I just applied the Fall Creators Update and it worked without a hitch. The only weird occurrence was that it stayed at "Updating Windows 15%" for about 10 minutes or so on the first reboot, then eventually rebooted and continued on its own, making slow-but-sure progress. Total time to upgrade was about 35 minutes or so. This was done on an AMD Ryzen 1700 (8-core, 16 thread CPU overclocked to 3.8GHZ) and 32 GB of RAM and two SSDs in RAID 0 (1gb/sec transfer speeds).

Navy vet's picture

The update went smoothly on both of my computers, but Camera and Cortana no longer work. I can still use my webcam because the Logitech software still works, but I liked the Windows 10 software better.

pctyson's picture

I had to turn off the sleep mode and I had to disable the "turn off monitor" setting. When I attempt to login after the computer has gone to sleep, I get a strange horizontal scrolling screen that will not allow me to login. Not a good start to this update. I am going to update the graphics drivers and see if that helps.


kenmckinney_5452's picture


I applied the update yesterday. As you said, it took some time to complete, and stayed at 15% for quite awhile. I was patient because I remember you saying to never disturb an update-in-process in one of your articles. I didn't time the process but it was about 30 to 40 minutes on my old Toshiba Laptop, i5-M430 2.27GHz, 8GB RAM, SSD. The update was smooth with no problems. It did, however, remove my Windows 7 games (Solitaire, Freecell, etc.) and my 8Gadget pack. Oh well, I found an updated 8Gadget pack and reinstalled the clock and calendar. I'll have to wait for the updated Win 7 games. I also reset some of the advertising switches that were added or changed. All-in-all it went pretty smooth for such a large update.

Dennis Faas's picture

We did an article about Solitaire, etc here - free download.

kenmckinney_5452's picture

Thank you Dennis. I couldn't remember were the download came from. Now I have it back and running.

gi7omy's picture

I've been in the fast ring so I've had to install this quite a few times as it worked through various bugs.
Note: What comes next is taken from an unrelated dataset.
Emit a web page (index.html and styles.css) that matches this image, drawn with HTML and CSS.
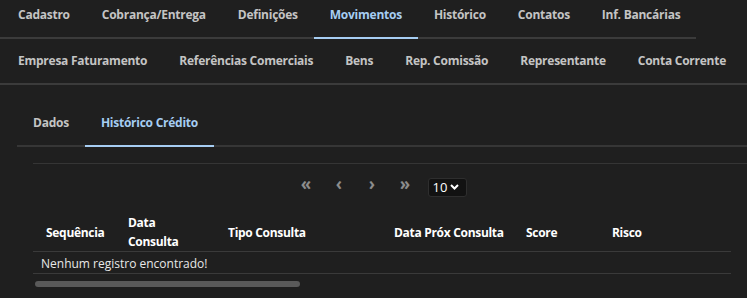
FILE: index.html
```html
<!DOCTYPE html>
<html lang="pt-BR">
<head>
    <meta charset="UTF-8">
    <meta name="viewport" content="width=device-width, initial-scale=1.0">
    <title>Movimentos - Histórico Crédito</title>
    <link rel="stylesheet" href="styles.css">
</head>
<body>
    <div class="page">
        <nav class="tabs tabs-main">
            <a class="tab">Cadastro</a>
            <a class="tab">Cobrança/Entrega</a>
            <a class="tab">Definições</a>
            <a class="tab active">Movimentos</a>
            <a class="tab">Histórico</a>
            <a class="tab">Contatos</a>
            <a class="tab">Inf. Bancárias</a>
        </nav>
        <nav class="tabs tabs-sub">
            <a class="tab">Empresa Faturamento</a>
            <a class="tab">Referências Comerciais</a>
            <a class="tab">Bens</a>
            <a class="tab">Rep. Comissão</a>
            <a class="tab">Representante</a>
            <a class="tab">Conta Corrente</a>
        </nav>

        <div class="panel">
            <nav class="tabs tabs-inner">
                <a class="tab">Dados</a>
                <a class="tab active">Histórico Crédito</a>
            </nav>

            <div class="grid-box">
                <div class="pager">
                    <span class="pg-btn">&laquo;</span>
                    <span class="pg-btn">&lsaquo;</span>
                    <span class="pg-btn">&rsaquo;</span>
                    <span class="pg-btn">&raquo;</span>
                    <div class="page-size">
                        <span>10</span>
                        <svg width="9" height="6" viewBox="0 0 9 6"><path d="M1 1l3.5 3.5L8 1" fill="none" stroke="#fff" stroke-width="2"/></svg>
                    </div>
                </div>

                <table class="grid">
                    <thead>
                        <tr>
                            <th class="c-seq">Sequência</th>
                            <th class="c-data">Data<br>Consulta</th>
                            <th class="c-tipo">Tipo Consulta</th>
                            <th class="c-prox">Data Próx Consulta</th>
                            <th class="c-score">Score</th>
                            <th class="c-risco">Risco</th>
                        </tr>
                    </thead>
                    <tbody>
                        <tr>
                            <td colspan="6">Nenhum registro encontrado!</td>
                        </tr>
                    </tbody>
                </table>
                <div class="scrollbar"><div class="thumb"></div></div>
            </div>
        </div>
    </div>
</body>
</html>
```

FILE: styles.css
```css
body {
    margin: 0;
    background-color: #1f1f1f;
    font-family: "Open Sans", "Noto Sans", sans-serif;
    font-size: 12px;
    color: #d0d0d0;
    overflow: hidden;
}
.page {
    width: 747px;
}
.tabs {
    display: flex;
}
.tab {
    padding: 0 16px;
    font-weight: 700;
    letter-spacing: -0.25px;
    color: #c4c4c4;
    white-space: nowrap;
    cursor: pointer;
    margin-bottom: -2px;
    border-bottom: 2px solid transparent;
}
.tab.active {
    color: #a6cdf2;
    border-bottom-color: #a6cdf2;
}
.tabs-main {
    display: inline-flex;
    padding-left: 2px;
    border-bottom: 2px solid #3b3b3b;
}
.tabs-main .tab {
    line-height: 30px;
    padding-bottom: 7px;
}
.tabs-sub {
    padding-left: 2px;
    border-bottom: 2px solid #3b3b3b;
}
.tabs-sub .tab {
    line-height: 44px;
}
.panel {
    padding: 16px 0 0 17px;
}
.tabs-inner {
    border-bottom: 2px solid #363636;
}
.tabs-inner .tab {
    line-height: 44px;
}
.grid-box {
    margin: 16px 0 0 16px;
    border-top: 1px solid #353535;
}
.pager {
    display: flex;
    align-items: center;
    justify-content: center;
    padding: 12px 0 0 0;
    height: 22px;
    margin-left: -24px;
}
.pg-btn {
    width: 33px;
    text-align: center;
    font-size: 17px;
    line-height: 18px;
    color: #8c8c8c;
    font-weight: 700;
    position: relative;
    top: -3px;
}
.page-size {
    margin-left: 6px;
    width: 39px;
    height: 19px;
    box-sizing: border-box;
    background: #121212;
    border: 1px solid #2e2e2e;
    border-radius: 3px;
    display: flex;
    align-items: center;
    gap: 3px;
    padding-left: 4px;
    color: #fff;
    font-size: 13px;
}
.grid {
    width: 698px;
    border-collapse: collapse;
    margin-top: 14px;
}
.grid th {
    text-align: left;
    font-weight: 700;
    letter-spacing: -0.3px;
    color: #ffffff;
    line-height: 19px;
    padding: 1px 0 0 0;
    vertical-align: middle;
    height: 38px;
    border-bottom: 1px solid #3a3a3a;
}
.c-seq { width: 95px; padding-left: 13px !important; box-sizing: border-box; }
.c-data { width: 100px; }
.c-tipo { width: 166px; }
.c-prox { width: 132px; }
.c-score { width: 86px; }
.grid td {
    padding: 1px 8px 0;
    height: 20px;
    color: #e8e8e8;
    border-bottom: 1px solid #3a3a3a;
}
.scrollbar {
    padding: 7px 0 0 2px;
}
.thumb {
    width: 265px;
    height: 6px;
    border-radius: 3px;
    background: #5a5a5a;
}
```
If you had the Winaero W7 games installed, you have to re-install it. Your scores and settings, however, will remain.
Ashampoo Winoptimizer needs re-installed or it will 'unregister' when you try to run the defragmentation part of the suite. Internet tweaking also needs to be re-run.
Phoenix/Firestorm Second Life client will 'lose' its log-in credentials (no big deal - you just re-enter your user name/password and it will continue to remember them)
The upgrade will set up a small partition (presumably for EFI booting). As I use MBR, I clear that out with Partition Magic. Additionally, it will set up a pagefile on the C: drive, even if you have pagefile.sys on a separate physical drive; this can be removed by opening a command prompt in admin mode, changing to the root directory and running 'attrib -s -h pagefile.sys' followed by 'del *.sys'. You may need to run 'powercfg.exe -h off' while there (if you don't use hibernation).

Part of the delay at the 15% mark is, I would guess, Windows creating the 'Windows Old' folder which you need if you want to roll back to the previous version (or the up[grade hiccups and has to do it). Once you're happy with everything, run the disk cleanup utility and select the 'system files' option to remove the old folders, followed by a defragmentation (a fragmentation map after upgrading does look like a severe attack of measles).


kenmckinney_5452's picture

Thank you Daithi. Works perfect now.